◆ Short task ◆
Take each line containing "React" and report it exactly as written.

◆ Given information ◆
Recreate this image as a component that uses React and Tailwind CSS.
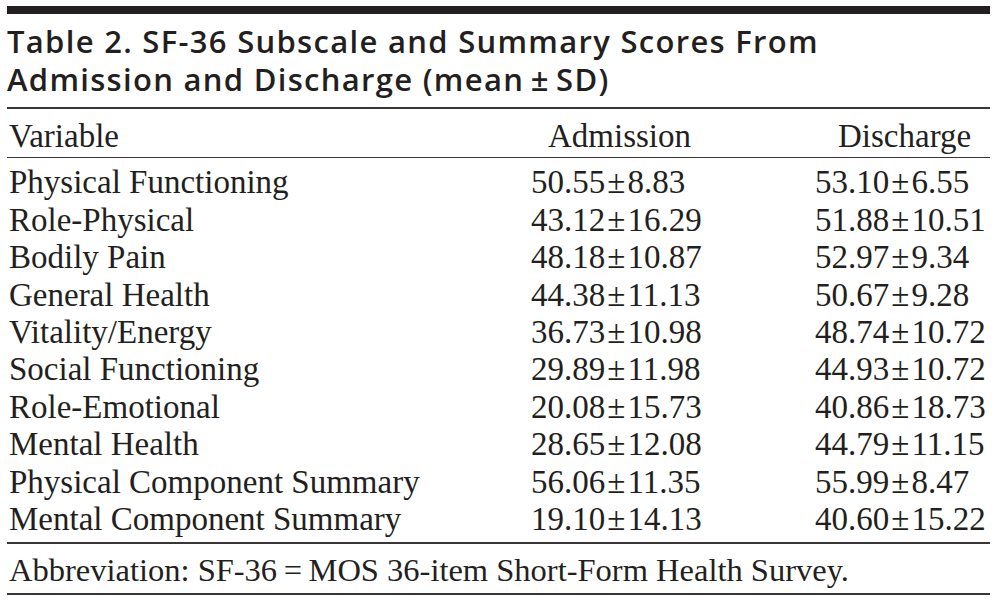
import React from "react";

const rows = [
  ["Physical Functioning", "50.55", "8.83", "53.10", "6.55"],
  ["Role-Physical", "43.12", "16.29", "51.88", "10.51"],
  ["Bodily Pain", "48.18", "10.87", "52.97", "9.34"],
  ["General Health", "44.38", "11.13", "50.67", "9.28"],
  ["Vitality/Energy", "36.73", "10.98", "48.74", "10.72"],
  ["Social Functioning", "29.89", "11.98", "44.93", "10.72"],
  ["Role-Emotional", "20.08", "15.73", "40.86", "18.73"],
  ["Mental Health", "28.65", "12.08", "44.79", "11.15"],
  ["Physical Component Summary", "56.06", "11.35", "55.99", "8.47"],
  ["Mental Component Summary", "19.10", "14.13", "40.60", "15.22"],
];

const serif = { fontFamily: '"Liberation Serif", "Times New Roman", serif' };
const sans = { fontFamily: '"Open Sans", "Liberation Sans", sans-serif' };

const Val = ({ m, sd }) => (
  <span>
    {m}
    <span className="px-[2px]">±</span>
    {sd}
  </span>
);

export default function App() {
  return (
    <div className="w-[997px] h-[600px] bg-white px-[7px] pt-[6px] text-[#231f20]">
      <div className="border-t-[8px] border-[#231f20]">
        {/* ---------------- TITLE ---------------- */}
        <h1
          className="pt-[7.5px] pb-[9.5px] text-[31px] leading-[38px] font-semibold tracking-[1.3px]"
          style={sans}
        >
          Table 2. SF-36 Subscale and Summary Scores From
          <br />
          Admission and Discharge (mean{"\u2009"}±{"\u2009"}SD)
        </h1>

        {/* ---------------- TABLE ---------------- */}
        <div style={serif} className="text-[33px]">
          <div className="grid grid-cols-[524px_284px_1fr] border-t-2 border-[#3a3637] pt-[9px] pb-[2px] leading-[37.4px]">
            <div className="pl-[2px]">Variable</div>
            <div className="pl-[17px]">Admission</div>
            <div className="pl-[23px]">Discharge</div>
          </div>
          <div className="border-t-[1.5px] border-[#3a3637] pt-[6px] pb-[4px]">
            {rows.map((r, i) => (
              <div
                key={i}
                className="grid grid-cols-[524px_284px_1fr] leading-[37.4px]"
              >
                <div className="pl-[2px]">{r[0]}</div>
                <div>
                  <Val m={r[1]} sd={r[2]} />
                </div>
                <div>
                  <Val m={r[3]} sd={r[4]} />
                </div>
              </div>
            ))}
          </div>
          <div className="border-t-2 border-b-2 border-[#3a3637] pt-[12px] pb-[9px] text-[32.5px] leading-[28px] pl-[2px]">
            Abbreviation: SF-36{"\u2009"}={"\u2009"}MOS 36-item Short-Form Health Survey.
          </div>
        </div>
      </div>
    </div>
  );
}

◆ Correct output ◆
Recreate this image as a component that uses React and Tailwind CSS.
import React from "react";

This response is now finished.